Texas State Representative Jeff Leach R-Plano (full disclosure – he is a lawyer in our Dallas office) proposed a bill (HB 1989) that would allow service via social media if the more traditional methods did not work first.
Normally, to serve someone with a lawsuit you have to have the petition and citation delivered to them in person or through certified mail so the courts are certain the defendant knows they have been sued.
There is already a process in place to allow for substituted service if there is reason to believe a defendant is purposefully “ducking” or avoiding service. Usually, it means dropping the papers off at the person’s residence with anyone over the age of 16 or publication.
The current rules also allow a judge to authorize service “in any other manner that the . . . evidence . . . shows will be reasonably effective to give the defendant notice of the suit.” This proposal would expressly add “social media” as an additional substituted method.
Because the proposal comes from a lawyer in our firm, I will defer on providing my opinion here on the blog, but tell me what you think of the proposal in the comments.
It has been done before but there are some concerns about authentication according to Bradley Shear of Shear on Social Media.

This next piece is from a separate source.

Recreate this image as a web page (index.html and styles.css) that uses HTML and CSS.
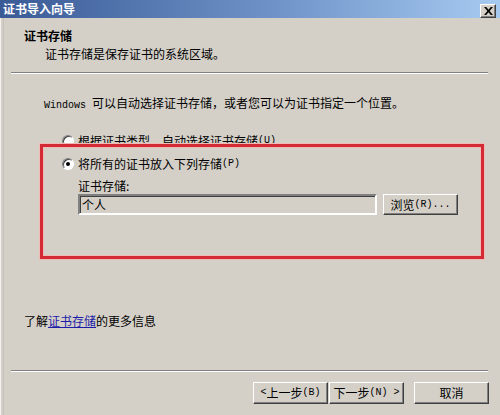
FILE: index.html
```html
<!DOCTYPE html>
<html lang="zh-CN">
<head>
  <meta charset="UTF-8" />
  <title>证书导入向导</title>
  <link rel="stylesheet" href="styles.css">
</head>
<body>
  <div class="wizard">
    <div class="titlebar">
      <span class="title">证书导入向导</span>
      <span class="close-btn">
        <svg width="9" height="8" viewBox="0 0 9 8">
          <path d="M0 0h2.2l2.3 2.7 2.3-2.7h2.2l-3.4 4 3.4 4h-2.2l-2.3-2.7-2.3 2.7h-2.2l3.4-4z" fill="#000"/>
        </svg>
      </span>
    </div>

    <div class="header">
      <div class="header-title">证书存储</div>
      <div class="header-sub">证书存储是保存证书的系统区域。</div>
    </div>
    <div class="rule top"></div>

    <div class="content">
      <p class="intro"><span class="en">Windows </span>可以自动选择证书存储，或者您可以为证书指定一个位置。</p>
      <div class="option"><span class="radio"></span>根据证书类型，自动选择证书存储<span class="en">(U)</span></div>
      <div class="option second"><span class="radio checked"></span>将所有的证书放入下列存储<span class="en">(P)</span></div>
      <div class="store">
        <div class="store-label">证书存储:</div>
        <div class="store-row">
          <div class="field">个人</div>
          <div class="btn browse">浏览<span class="en">(R)...</span></div>
        </div>
      </div>
      <div class="highlight"></div>
    </div>

    <div class="more">了解<a href="#">证书存储</a>的更多信息</div>
    <div class="rule bottom"></div>

    <div class="footer">
      <div class="nav">
        <div class="btn"><span class="en">&lt; </span>上一步<span class="en">(B)</span></div>
        <div class="btn">下一步<span class="en">(N) &gt;</span></div>
      </div>
      <div class="btn cancel">取消</div>
    </div>
  </div>
</body>
</html>
```

FILE: styles.css
```css
body {
  margin: 0;
  background: #d4d0c8;
  font-family: "Noto Sans CJK SC", "Noto Sans", sans-serif;
  font-size: 12px;
  line-height: 14px;
  color: #000;
}

.wizard {
  width: 500px;
  height: 415px;
  display: flex;
  flex-direction: column;
  background: #d4d0c8;
  box-shadow: inset 1px 0 0 #f4f2ee, inset 3px 0 0 #d4d0c8, inset 4px 0 0 #c4c0b8;
}

.en {
  font-family: "Liberation Mono", monospace;
  font-size: 10px;
}

.titlebar {
  height: 18px;
  display: flex;
  align-items: center;
  justify-content: space-between;
  padding: 0 4px 0 3px;
  background: linear-gradient(90deg, #3a5a96 0%, #6f93c8 55%, #a6caf0 100%);
}

.title {
  color: #fff;
  font-weight: bold;
  line-height: 18px;
}

.close-btn {
  width: 14px;
  height: 12px;
  margin-top: 3px;
  display: flex;
  align-items: center;
  justify-content: center;
  background: #d4d0c8;
  border: 1px solid;
  border-color: #fff #404040 #404040 #fff;
  box-shadow: inset -1px -1px 0 #808080;
}

.header {
  padding: 11px 0 11px 24px;
}

.header-title {
  font-weight: bold;
}

.header-sub {
  margin-top: 4px;
  padding-left: 21px;
}

.rule {
  height: 0;
  border-top: 1px solid #808080;
  border-bottom: 1px solid #fff;
  margin: 0 12px 0 11px;
}

.content {
  flex: 1;
  position: relative;
}

.intro {
  margin: 22px 0 0 44px;
}

.option {
  display: flex;
  align-items: center;
  margin: 21px 0 0 62px;
}

.option.second {
  margin-top: 9px;
}

.radio {
  width: 10px;
  height: 10px;
  margin-right: 4px;
  border: 1px solid;
  border-color: #808080 #fff #fff #808080;
  border-radius: 50%;
  background: #fff;
  box-shadow: inset 1px 1px 0 #404040;
  display: flex;
  align-items: center;
  justify-content: center;
}

.radio.checked::after {
  content: "";
  width: 4px;
  height: 4px;
  border-radius: 50%;
  background: #000;
}

.store {
  padding-left: 78px;
  margin-top: 8px;
}

.store-row {
  display: flex;
  margin-top: 1px;
  gap: 6px;
}

.field {
  width: 293px;
  height: 17px;
  padding-left: 2px;
  line-height: 17px;
  border: 2px solid;
  border-color: #808080 #fff #fff #808080;
  box-shadow: inset 1px 1px 0 #404040;
}

.btn {
  width: 73px;
  height: 20px;
  display: flex;
  align-items: center;
  justify-content: center;
  background: #d4d0c8;
  border: 1px solid;
  border-color: #fff #404040 #404040 #fff;
  box-shadow: inset -1px -1px 0 #808080;
}

.browse {
  width: 73px;
  height: 19px;
}

.highlight {
  position: absolute;
  left: 40px;
  top: 70px;
  width: 438px;
  height: 109px;
  border: 3px solid #d42a36;
  box-shadow: 0 0 0 1px #eebcb4, inset 0 0 0 1px #eebcb4;
}

.more {
  padding-left: 24px;
  margin-bottom: 42px;
}

.more a {
  color: #1c1ca8;
}

.footer {
  display: flex;
  justify-content: flex-end;
  gap: 10px;
  padding: 10px 11px 11px 0;
}

.nav {
  display: flex;
  gap: 1px;
}
```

Legal Language Services, a commercial enterprise that helps effectuate service, mirrors Bradley’s concerns and provides some additional background on service via email and social media.
Here is the actual text of pertinent parts of the bill:
Sec. 17.031. SUBSTITUTED SERVICE THROUGH SOCIAL MEDIA WEBSITE.
(a) If substituted service of citation is authorized under the Texas Rules of Civil Procedure, the court may prescribe as a method of service under those rules an electronic communication sent to the defendant through a social media website if the court finds that:
(1) the defendant maintains a social media page on that website;
(2) the profile on the social media page is the profile of the defendant;
(3) the defendant regularly accesses the social media page account; and
(4) the defendant could reasonably be expected to receive actual notice if the electronic communication were sent to the defendant’s account.